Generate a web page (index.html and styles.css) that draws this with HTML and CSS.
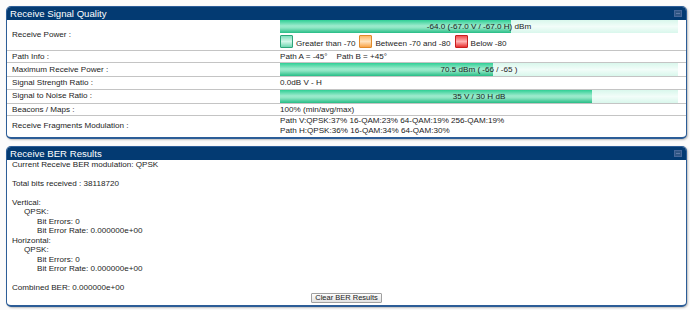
FILE: index.html
```html
<!DOCTYPE html>
<html lang="en">
<head>
    <meta charset="UTF-8">
    <title>Receive Signal Quality</title>
    <link rel="stylesheet" href="styles.css">
</head>
<body>
    <div class="panel">
        <div class="panel-head">
            <span>Receive Signal Quality</span>
            <span class="min-btn"></span>
        </div>
        <table class="stats">
            <tr class="tall">
                <td class="label">Receive Power :</td>
                <td>
                    <div class="bar"><div class="fill" style="width: 58%"></div><span>-64.0 (-67.0 V / -67.0 H) dBm</span></div>
                    <div class="legend">
                        <span class="swatch green"></span><span>Greater than -70</span>
                        <span class="swatch orange"></span><span>Between -70 and -80</span>
                        <span class="swatch red"></span><span>Below -80</span>
                    </div>
                </td>
            </tr>
            <tr>
                <td class="label">Path Info :</td>
                <td>Path A = -45°&nbsp;&nbsp;&nbsp; Path B = +45°</td>
            </tr>
            <tr class="bar-row">
                <td class="label">Maximum Receive Power :</td>
                <td><div class="bar"><div class="fill" style="width: 53.5%"></div><span>70.5 dBm ( -66 / -65 )</span></div></td>
            </tr>
            <tr>
                <td class="label">Signal Strength Ratio :</td>
                <td>0.0dB V - H</td>
            </tr>
            <tr class="bar-row">
                <td class="label">Signal to Noise Ratio :</td>
                <td><div class="bar"><div class="fill" style="width: 78.5%"></div><span>35 V / 30 H dB</span></div></td>
            </tr>
            <tr>
                <td class="label">Beacons / Maps :</td>
                <td>100% (min/avg/max)</td>
            </tr>
            <tr class="double">
                <td class="label">Receive Fragments Modulation :</td>
                <td>Path V:QPSK:37% 16-QAM:23% 64-QAM:19% 256-QAM:19%<br>Path H:QPSK:36% 16-QAM:34% 64-QAM:30%</td>
            </tr>
        </table>
    </div>

    <div class="panel">
        <div class="panel-head">
            <span>Receive BER Results</span>
            <span class="min-btn"></span>
        </div>
        <div class="ber">
            <p>Current Receive BER modulation: QPSK</p>
            <p>&nbsp;</p>
            <p>Total bits received : 38118720</p>
            <p>&nbsp;</p>
            <p>Vertical:</p>
            <p class="ind1">QPSK:</p>
            <p class="ind2">Bit Errors: 0</p>
            <p class="ind2">Bit Error Rate: 0.000000e+00</p>
            <p>Horizontal:</p>
            <p class="ind1">QPSK:</p>
            <p class="ind2">Bit Errors: 0</p>
            <p class="ind2">Bit Error Rate: 0.000000e+00</p>
            <p>&nbsp;</p>
            <p>Combined BER: 0.000000e+00</p>
            <div class="actions">
                <button type="button" class="btn">Clear BER Results</button>
            </div>
        </div>
    </div>
</body>
</html>
```

FILE: styles.css
```css
:root {
    --navy: #033a72;
    --frame: #2c5d97;
    --text: #1c1c1c;
    --rule: #c4c4c4;
}

* {
    box-sizing: border-box;
    margin: 0;
    padding: 0;
}

body {
    font-family: "Liberation Sans", Arial, sans-serif;
    font-size: 8.1px;
    color: var(--text);
    background: #fbfbfb;
    padding: 6px 3px 0 6px;
}

.panel {
    width: 681px;
    background: #fff;
    border: 1px solid var(--frame);
    border-bottom-width: 2px;
    border-radius: 5px;
    box-shadow: 1px 1px 2px rgba(0, 0, 0, 0.25);
    overflow: hidden;
    margin-bottom: 7px;
}

.panel-head {
    display: flex;
    align-items: center;
    justify-content: space-between;
    height: 13px;
    padding: 0 4px 0 3px;
    background: var(--navy);
    color: #fff;
    font-size: 9.6px;
    line-height: 13px;
}

.min-btn {
    width: 8px;
    height: 7px;
    background: #315684;
    border: 1px solid #46679a;
    position: relative;
}

.min-btn::after {
    content: '';
    position: absolute;
    left: 1px;
    right: 1px;
    top: 2px;
    height: 1px;
    background: #5d7aa6;
}

.stats {
    width: 100%;
    border-collapse: collapse;
}

.stats td {
    padding: 0;
    height: 12.5px;
    line-height: 11.5px;
    vertical-align: middle;
    border-bottom: 1px solid var(--rule);
}

.stats tr:last-child td {
    border-bottom: none;
}

.stats tr.tall td {
    height: 30px;
    padding-bottom: 1px;
}

.stats tr.bar-row td {
    height: 14px;
}

.stats tr.double td {
    height: 21px;
    line-height: 10px;
}

.stats tr td.label {
    width: 273px;
    padding-left: 5px;
}

.bar {
    position: relative;
    width: 398px;
    height: 13px;
    background: linear-gradient(#d9f7ec, #f2fdf9 50%, #d9f7ec);
    text-align: center;
    line-height: 13px;
}

.fill {
    position: absolute;
    left: 0;
    top: 0;
    bottom: 0;
    background: linear-gradient(#2fcf95, #9debcd 45%, #8fe6c4 60%, #27bd86);
}

.bar span {
    position: relative;
}

.legend {
    display: flex;
    align-items: flex-end;
    height: 14px;
    margin-top: 1px;
    line-height: 9px;
}

.swatch {
    width: 13px;
    height: 13px;
    margin-right: 3px;
    border: 1px solid;
    border-radius: 1px;
}

.swatch + span {
    margin-right: 4px;
}

.green {
    border-color: #2da57a;
    background: linear-gradient(#7fe0bd, #d3f6e9 50%, #6fd7b1);
}

.orange {
    border-color: #e08a2a;
    background: linear-gradient(#ffb866, #ffe2bd 50%, #f9a448);
}

.red {
    border-color: #c81f1f;
    background: linear-gradient(#f24d4d, #ffb3b3 50%, #e83030);
}

.ber {
    padding: 0 5px 2px;
    line-height: 9.5px;
}

.ind1 {
    padding-left: 12px;
}

.ind2 {
    padding-left: 25px;
}

.actions {
    display: flex;
    justify-content: center;
}

.btn {
    font-family: "Liberation Sans", Arial, sans-serif;
    font-size: 7.5px;
    color: #222;
    height: 10px;
    line-height: 8px;
    padding: 0 3px;
    border: 1px solid #a0a0a0;
    border-radius: 1px;
    background: linear-gradient(#fdfdfd, #e2e2e2);
}
```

____________________

• _TO BE DONE_:
Leaving out the pictures, repeat the data above exactly.

• _THE OUTPUT_:
Generate a web page (index.html and styles.css) that draws this with HTML and CSS.
FILE: index.html
```html
<!DOCTYPE html>
<html lang="en">
<head>
    <meta charset="UTF-8">
    <title>Receive Signal Quality</title>
    <link rel="stylesheet" href="styles.css">
</head>
<body>
    <div class="panel">
        <div class="panel-head">
            <span>Receive Signal Quality</span>
            <span class="min-btn"></span>
        </div>
        <table class="stats">
            <tr class="tall">
                <td class="label">Receive Power :</td>
                <td>
                    <div class="bar"><div class="fill" style="width: 58%"></div><span>-64.0 (-67.0 V / -67.0 H) dBm</span></div>
                    <div class="legend">
                        <span class="swatch green"></span><span>Greater than -70</span>
                        <span class="swatch orange"></span><span>Between -70 and -80</span>
                        <span class="swatch red"></span><span>Below -80</span>
                    </div>
                </td>
            </tr>
            <tr>
                <td class="label">Path Info :</td>
                <td>Path A = -45°&nbsp;&nbsp;&nbsp; Path B = +45°</td>
            </tr>
            <tr class="bar-row">
                <td class="label">Maximum Receive Power :</td>
                <td><div class="bar"><div class="fill" style="width: 53.5%"></div><span>70.5 dBm ( -66 / -65 )</span></div></td>
            </tr>
            <tr>
                <td class="label">Signal Strength Ratio :</td>
                <td>0.0dB V - H</td>
            </tr>
            <tr class="bar-row">
                <td class="label">Signal to Noise Ratio :</td>
                <td><div class="bar"><div class="fill" style="width: 78.5%"></div><span>35 V / 30 H dB</span></div></td>
            </tr>
            <tr>
                <td class="label">Beacons / Maps :</td>
                <td>100% (min/avg/max)</td>
            </tr>
            <tr class="double">
                <td class="label">Receive Fragments Modulation :</td>
                <td>Path V:QPSK:37% 16-QAM:23% 64-QAM:19% 256-QAM:19%<br>Path H:QPSK:36% 16-QAM:34% 64-QAM:30%</td>
            </tr>
        </table>
    </div>

    <div class="panel">
        <div class="panel-head">
            <span>Receive BER Results</span>
            <span class="min-btn"></span>
        </div>
        <div class="ber">
            <p>Current Receive BER modulation: QPSK</p>
            <p>&nbsp;</p>
            <p>Total bits received : 38118720</p>
            <p>&nbsp;</p>
            <p>Vertical:</p>
            <p class="ind1">QPSK:</p>
            <p class="ind2">Bit Errors: 0</p>
            <p class="ind2">Bit Error Rate: 0.000000e+00</p>
            <p>Horizontal:</p>
            <p class="ind1">QPSK:</p>
            <p class="ind2">Bit Errors: 0</p>
            <p class="ind2">Bit Error Rate: 0.000000e+00</p>
            <p>&nbsp;</p>
            <p>Combined BER: 0.000000e+00</p>
            <div class="actions">
                <button type="button" class="btn">Clear BER Results</button>
            </div>
        </div>
    </div>
</body>
</html>
```

FILE: styles.css
```css
:root {
    --navy: #033a72;
    --frame: #2c5d97;
    --text: #1c1c1c;
    --rule: #c4c4c4;
}

* {
    box-sizing: border-box;
    margin: 0;
    padding: 0;
}

body {
    font-family: "Liberation Sans", Arial, sans-serif;
    font-size: 8.1px;
    color: var(--text);
    background: #fbfbfb;
    padding: 6px 3px 0 6px;
}

.panel {
    width: 681px;
    background: #fff;
    border: 1px solid var(--frame);
    border-bottom-width: 2px;
    border-radius: 5px;
    box-shadow: 1px 1px 2px rgba(0, 0, 0, 0.25);
    overflow: hidden;
    margin-bottom: 7px;
}

.panel-head {
    display: flex;
    align-items: center;
    justify-content: space-between;
    height: 13px;
    padding: 0 4px 0 3px;
    background: var(--navy);
    color: #fff;
    font-size: 9.6px;
    line-height: 13px;
}

.min-btn {
    width: 8px;
    height: 7px;
    background: #315684;
    border: 1px solid #46679a;
    position: relative;
}

.min-btn::after {
    content: '';
    position: absolute;
    left: 1px;
    right: 1px;
    top: 2px;
    height: 1px;
    background: #5d7aa6;
}

.stats {
    width: 100%;
    border-collapse: collapse;
}

.stats td {
    padding: 0;
    height: 12.5px;
    line-height: 11.5px;
    vertical-align: middle;
    border-bottom: 1px solid var(--rule);
}

.stats tr:last-child td {
    border-bottom: none;
}

.stats tr.tall td {
    height: 30px;
    padding-bottom: 1px;
}

.stats tr.bar-row td {
    height: 14px;
}

.stats tr.double td {
    height: 21px;
    line-height: 10px;
}

.stats tr td.label {
    width: 273px;
    padding-left: 5px;
}

.bar {
    position: relative;
    width: 398px;
    height: 13px;
    background: linear-gradient(#d9f7ec, #f2fdf9 50%, #d9f7ec);
    text-align: center;
    line-height: 13px;
}

.fill {
    position: absolute;
    left: 0;
    top: 0;
    bottom: 0;
    background: linear-gradient(#2fcf95, #9debcd 45%, #8fe6c4 60%, #27bd86);
}

.bar span {
    position: relative;
}

.legend {
    display: flex;
    align-items: flex-end;
    height: 14px;
    margin-top: 1px;
    line-height: 9px;
}

.swatch {
    width: 13px;
    height: 13px;
    margin-right: 3px;
    border: 1px solid;
    border-radius: 1px;
}

.swatch + span {
    margin-right: 4px;
}

.green {
    border-color: #2da57a;
    background: linear-gradient(#7fe0bd, #d3f6e9 50%, #6fd7b1);
}

.orange {
    border-color: #e08a2a;
    background: linear-gradient(#ffb866, #ffe2bd 50%, #f9a448);
}

.red {
    border-color: #c81f1f;
    background: linear-gradient(#f24d4d, #ffb3b3 50%, #e83030);
}

.ber {
    padding: 0 5px 2px;
    line-height: 9.5px;
}

.ind1 {
    padding-left: 12px;
}

.ind2 {
    padding-left: 25px;
}

.actions {
    display: flex;
    justify-content: center;
}

.btn {
    font-family: "Liberation Sans", Arial, sans-serif;
    font-size: 7.5px;
    color: #222;
    height: 10px;
    line-height: 8px;
    padding: 0 3px;
    border: 1px solid #a0a0a0;
    border-radius: 1px;
    background: linear-gradient(#fdfdfd, #e2e2e2);
}
```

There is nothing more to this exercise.